Grayscale Beats SEC, Forces Bitcoin ETF Review
The D.C. Circuit just handed Grayscale a decisive win, ordering the SEC to reconsider its rejection of the firm’s spot Bitcoin ETF. For the first time, a federal appeals court has told the agency its reasoning for blocking Bitcoin products while allowing futures-based ETFs does not hold up. The ruling lands at the exact moment the crypto industry is desperate for regulatory clarity and mainstream capital access.

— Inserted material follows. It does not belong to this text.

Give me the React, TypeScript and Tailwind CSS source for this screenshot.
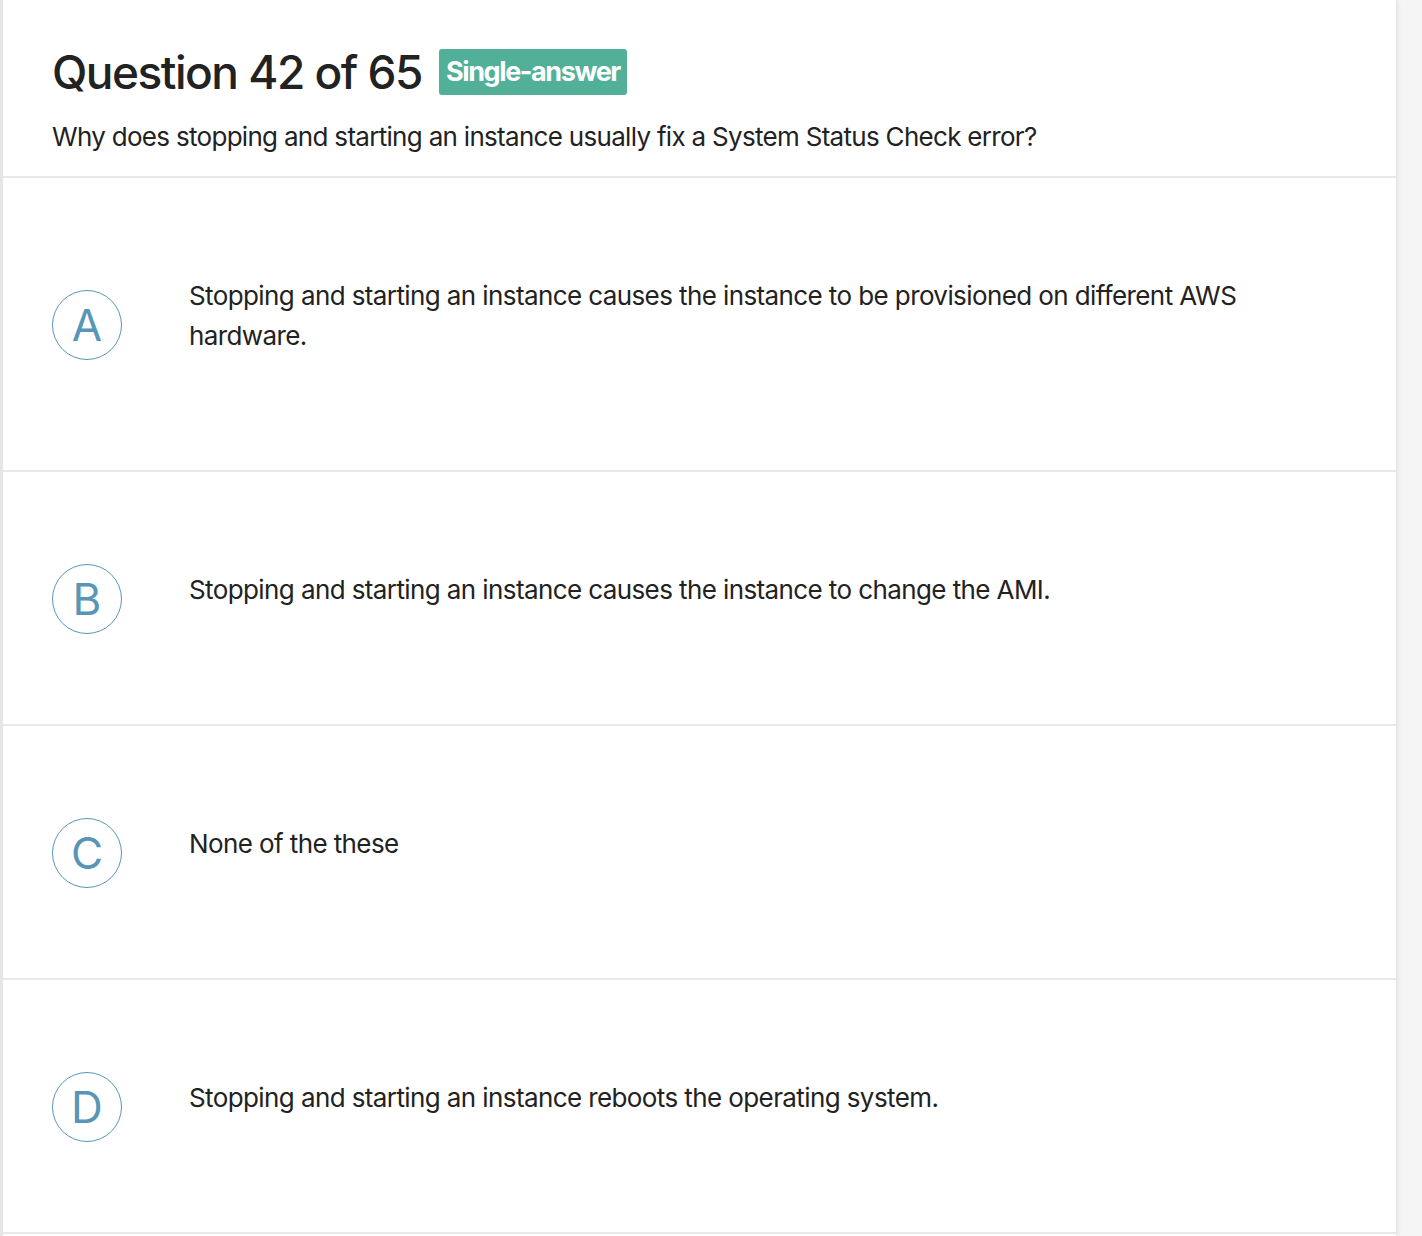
import React from 'react';

const options = [
  { letter: 'A', text: 'Stopping and starting an instance causes the instance to be provisioned on different AWS hardware.' },
  { letter: 'B', text: 'Stopping and starting an instance causes the instance to change the AMI.' },
  { letter: 'C', text: 'None of the these' },
  { letter: 'D', text: 'Stopping and starting an instance reboots the operating system.' },
];

const App: React.FC = () => {
  return (
    <div className="min-h-screen bg-[#f5f5f5] flex" style={{ fontFamily: 'Inter, "Noto Sans", sans-serif' }}>
      <div className="w-[1396px] bg-white border-l-[3px] border-[#e6e6e6] shadow-[2px_0_4px_rgba(0,0,0,0.08)]">
        {/* header */}
        <div className="h-[178px] px-[49px] pt-[44px] border-b-2 border-[#e8e8e8]">
          <div className="flex items-center">
            <h1 className="text-[46px] leading-[56px] font-medium text-[#222] tracking-[-1.5px]">Question 42 of 65</h1>
            <span className="ml-[17px] h-[46px] px-[7px] flex items-center bg-[#52b099] rounded-[3px] text-white text-[27px] font-bold tracking-[-1.4px]">
              Single-answer
            </span>
          </div>
          <p className="mt-[17px] text-[26px] leading-[40px] text-[#222] tracking-[-0.7px]">
            Why does stopping and starting an instance usually fix a System Status Check error?
          </p>
        </div>

        {options.map((opt) => (
          <div key={opt.letter} className="flex items-center px-[49px] pt-[98px] pb-[96px] border-b-2 border-[#e8e8e8]">
            <div className="w-[70px] h-[70px] -my-[6px] shrink-0 rounded-full border-[1.75px] border-[#5896b6] flex items-center justify-center text-[44px] font-normal text-[#5896b6]">
              {opt.letter}
            </div>
            <p className="ml-[67px] mb-[18px] max-w-[1090px] text-[26px] leading-[40px] text-[#222] tracking-[-0.6px]">
              {opt.text}
            </p>
          </div>
        ))}
      </div>
    </div>
  );
};

export default App;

Grayscale filed its petition after the SEC denied the firm’s proposal to convert its Bitcoin Trust into an exchange-traded product last year. The Commission argued that Grayscale had not shown its fund would resist fraud and manipulation the way futures ETFs supposedly do. Judges on the three-member panel found that explanation arbitrary and capricious. They noted the SEC never explained why the underlying Bitcoin market would be more prone to abuse for a spot product than for a futures product that ultimately settles into the same asset. The court vacated the denial and sent the application back for fresh review.
The SEC now must either approve the conversion or produce a coherent legal rationale that treats similar products consistently. Grayscale gains leverage in settlement talks and renewed momentum for its product. Rivals with pending spot ETF filings watch closely; a quick approval could open the floodgates for direct Bitcoin ownership inside traditional brokerage accounts. The Commission’s authority to draw lines between futures and spot vehicles takes a hit, narrowing its room to maneuver on other digital-asset listings.
In plain terms, the court said the SEC cannot keep rejecting Bitcoin spot ETFs on thin distinctions that do not survive basic logic. That forces the agency to decide whether it will treat Bitcoin as a commodity market ready for mainstream products or continue finding new reasons to stall.
The decision shifts momentum away from the SEC’s enforcement-heavy approach and toward the possibility that spot Bitcoin ETFs could soon trade on major U.S. exchanges. Traders now price in higher odds of approval, which could lift Bitcoin itself and ease pressure on exchanges that have been losing spot volume to offshore platforms. DeFi protocols remain untouched for now, but any formal ETF approval would likely accelerate institutional custody solutions and reduce reliance on offshore stablecoins for large Bitcoin exposure.
The ruling opens a narrow but real window for regulated Bitcoin investment vehicles, and the market will test how wide the SEC allows that window to swing.